== Material provided ==
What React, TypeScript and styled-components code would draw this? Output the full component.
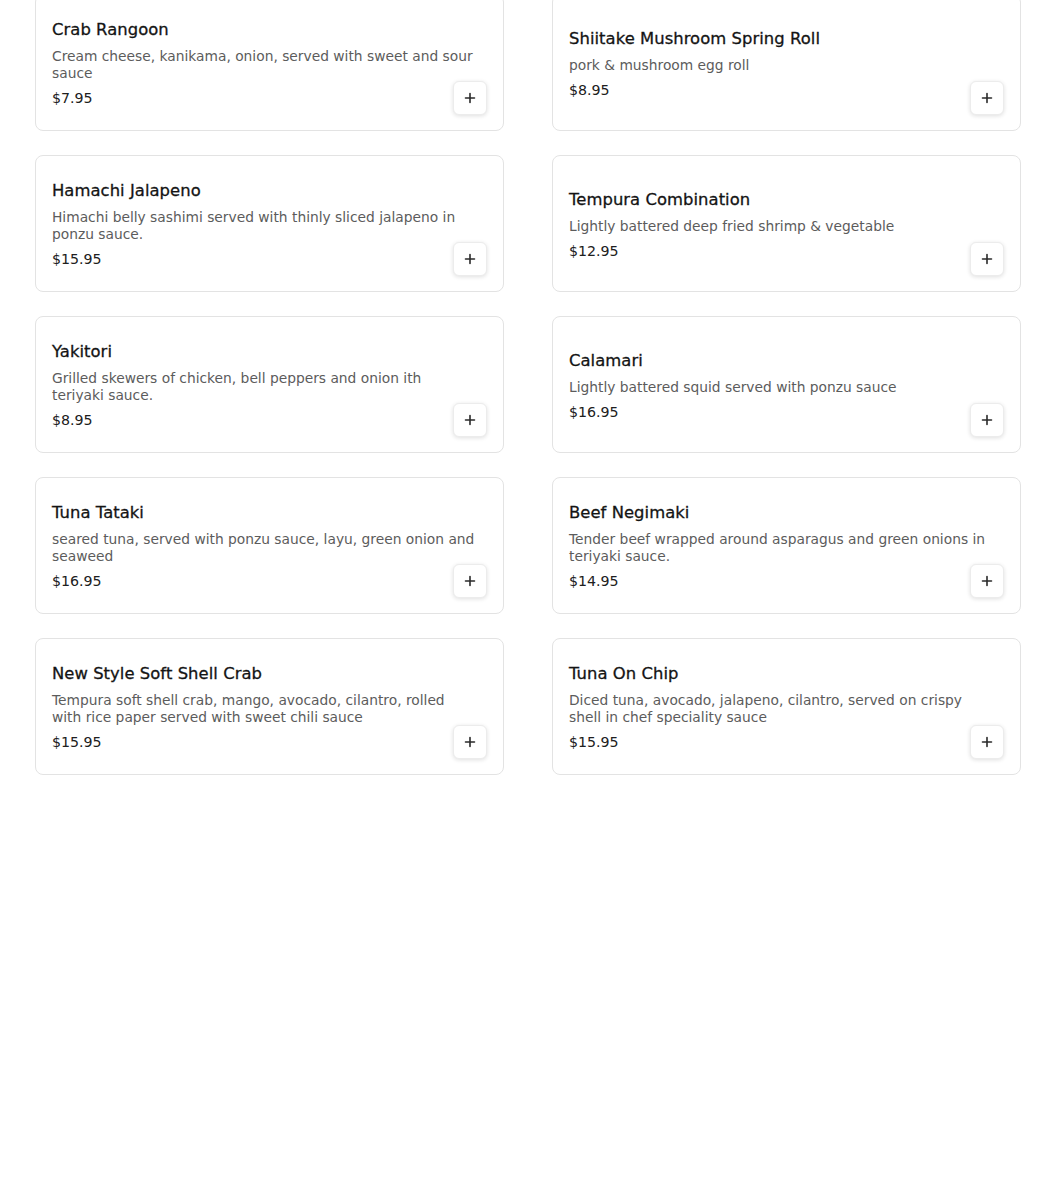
import React from "react";
import styled, { createGlobalStyle } from "styled-components";

const GlobalStyle = createGlobalStyle`
  html, body {
    margin: 0;
    padding: 0;
    background: #ffffff;
  }
  body {
    font-family: "DejaVu Sans", "Liberation Sans", sans-serif;
    color: #1c1c1c;
  }
`;

type Item = { name: string; desc: string; price: string };

const items: Item[] = [
  { name: "Crab Rangoon", desc: "Cream cheese, kanikama, onion, served with sweet and sour sauce", price: "$7.95" },
  { name: "Shiitake Mushroom Spring Roll", desc: "pork & mushroom egg roll", price: "$8.95" },
  { name: "Hamachi Jalapeno", desc: "Himachi belly sashimi served with thinly sliced jalapeno in ponzu sauce.", price: "$15.95" },
  { name: "Tempura Combination", desc: "Lightly battered deep fried shrimp & vegetable", price: "$12.95" },
  { name: "Yakitori", desc: "Grilled skewers of chicken, bell peppers and onion ith teriyaki sauce.", price: "$8.95" },
  { name: "Calamari", desc: "Lightly battered squid served with ponzu sauce", price: "$16.95" },
  { name: "Tuna Tataki", desc: "seared tuna, served with ponzu sauce, layu, green onion and seaweed", price: "$16.95" },
  { name: "Beef Negimaki", desc: "Tender beef wrapped around asparagus and green onions in teriyaki sauce.", price: "$14.95" },
  { name: "New Style Soft Shell Crab", desc: "Tempura soft shell crab, mango, avocado, cilantro, rolled with rice paper served with sweet chili sauce", price: "$15.95" },
  { name: "Tuna On Chip", desc: "Diced tuna, avocado, jalapeno, cilantro, served on crispy shell in chef speciality sauce", price: "$15.95" },
];

const Grid = styled.div`
  display: grid;
  grid-template-columns: 469px 469px;
  column-gap: 48px;
  row-gap: 24px;
  padding: 0 29px 0 35px;
  margin-top: -6px;
`;

const Card = styled.div`
  box-sizing: border-box;
  height: 137px;
  border: 1px solid #e3e3e3;
  border-radius: 8px;
  background: #fff;
  padding: 3px 16px 0;
  display: grid;
  grid-template-columns: 1fr;
  grid-template-rows: 1fr;
`;

const Info = styled.div`
  grid-area: 1 / 1;
  align-self: center;
  display: flex;
  flex-direction: column;
`;

const Title = styled.div`
  font-size: 16.4px;
  line-height: 20px;
  color: #141414;
  -webkit-text-stroke: 0.3px #141414;
  letter-spacing: 0.05px;
`;

const Desc = styled.div`
  margin-top: 8px;
  max-width: 425px;
  font-size: 13.8px;
  line-height: 17px;
  color: #5c5c5c;
`;

const Price = styled.div`
  margin-top: 6px;
  font-size: 14.2px;
  line-height: 20px;
  color: #202020;
`;

const AddButton = styled.button`
  grid-area: 1 / 1;
  justify-self: end;
  align-self: end;
  margin-bottom: 15px;
  width: 34px;
  height: 34px;
  padding: 0;
  border: 1px solid #ececec;
  border-radius: 6px;
  background: #fff;
  box-shadow: 0 1px 4px rgba(0, 0, 0, 0.13);
  display: flex;
  align-items: center;
  justify-content: center;
  cursor: pointer;
`;

const PlusIcon = () => (
  <svg width="12" height="12" viewBox="0 0 12 12" aria-hidden="true">
    <path d="M6 1.5v9M1.5 6h9" stroke="#2a2a2a" strokeWidth="1.6" strokeLinecap="round" />
  </svg>
);

export default function App() {
  return (
    <>
      <GlobalStyle />
      <Grid>
        {items.map((it) => (
          <Card key={it.name}>
            <Info>
              <Title>{it.name}</Title>
              <Desc>{it.desc}</Desc>
              <Price>{it.price}</Price>
            </Info>
            <AddButton aria-label={`Add ${it.name}`}>
              <PlusIcon />
            </AddButton>
          </Card>
        ))}
      </Grid>
    </>
  );
}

== Your instructions ==
Copy the material exactly. Do not include the pictures.

== Completed exercise ==
What React, TypeScript and styled-components code would draw this? Output the full component.
import React from "react";
import styled, { createGlobalStyle } from "styled-components";

const GlobalStyle = createGlobalStyle`
  html, body {
    margin: 0;
    padding: 0;
    background: #ffffff;
  }
  body {
    font-family: "DejaVu Sans", "Liberation Sans", sans-serif;
    color: #1c1c1c;
  }
`;

type Item = { name: string; desc: string; price: string };

const items: Item[] = [
  { name: "Crab Rangoon", desc: "Cream cheese, kanikama, onion, served with sweet and sour sauce", price: "$7.95" },
  { name: "Shiitake Mushroom Spring Roll", desc: "pork & mushroom egg roll", price: "$8.95" },
  { name: "Hamachi Jalapeno", desc: "Himachi belly sashimi served with thinly sliced jalapeno in ponzu sauce.", price: "$15.95" },
  { name: "Tempura Combination", desc: "Lightly battered deep fried shrimp & vegetable", price: "$12.95" },
  { name: "Yakitori", desc: "Grilled skewers of chicken, bell peppers and onion ith teriyaki sauce.", price: "$8.95" },
  { name: "Calamari", desc: "Lightly battered squid served with ponzu sauce", price: "$16.95" },
  { name: "Tuna Tataki", desc: "seared tuna, served with ponzu sauce, layu, green onion and seaweed", price: "$16.95" },
  { name: "Beef Negimaki", desc: "Tender beef wrapped around asparagus and green onions in teriyaki sauce.", price: "$14.95" },
  { name: "New Style Soft Shell Crab", desc: "Tempura soft shell crab, mango, avocado, cilantro, rolled with rice paper served with sweet chili sauce", price: "$15.95" },
  { name: "Tuna On Chip", desc: "Diced tuna, avocado, jalapeno, cilantro, served on crispy shell in chef speciality sauce", price: "$15.95" },
];

const Grid = styled.div`
  display: grid;
  grid-template-columns: 469px 469px;
  column-gap: 48px;
  row-gap: 24px;
  padding: 0 29px 0 35px;
  margin-top: -6px;
`;

const Card = styled.div`
  box-sizing: border-box;
  height: 137px;
  border: 1px solid #e3e3e3;
  border-radius: 8px;
  background: #fff;
  padding: 3px 16px 0;
  display: grid;
  grid-template-columns: 1fr;
  grid-template-rows: 1fr;
`;

const Info = styled.div`
  grid-area: 1 / 1;
  align-self: center;
  display: flex;
  flex-direction: column;
`;

const Title = styled.div`
  font-size: 16.4px;
  line-height: 20px;
  color: #141414;
  -webkit-text-stroke: 0.3px #141414;
  letter-spacing: 0.05px;
`;

const Desc = styled.div`
  margin-top: 8px;
  max-width: 425px;
  font-size: 13.8px;
  line-height: 17px;
  color: #5c5c5c;
`;

const Price = styled.div`
  margin-top: 6px;
  font-size: 14.2px;
  line-height: 20px;
  color: #202020;
`;

const AddButton = styled.button`
  grid-area: 1 / 1;
  justify-self: end;
  align-self: end;
  margin-bottom: 15px;
  width: 34px;
  height: 34px;
  padding: 0;
  border: 1px solid #ececec;
  border-radius: 6px;
  background: #fff;
  box-shadow: 0 1px 4px rgba(0, 0, 0, 0.13);
  display: flex;
  align-items: center;
  justify-content: center;
  cursor: pointer;
`;

const PlusIcon = () => (
  <svg width="12" height="12" viewBox="0 0 12 12" aria-hidden="true">
    <path d="M6 1.5v9M1.5 6h9" stroke="#2a2a2a" strokeWidth="1.6" strokeLinecap="round" />
  </svg>
);

export default function App() {
  return (
    <>
      <GlobalStyle />
      <Grid>
        {items.map((it) => (
          <Card key={it.name}>
            <Info>
              <Title>{it.name}</Title>
              <Desc>{it.desc}</Desc>
              <Price>{it.price}</Price>
            </Info>
            <AddButton aria-label={`Add ${it.name}`}>
              <PlusIcon />
            </AddButton>
          </Card>
        ))}
      </Grid>
    </>
  );
}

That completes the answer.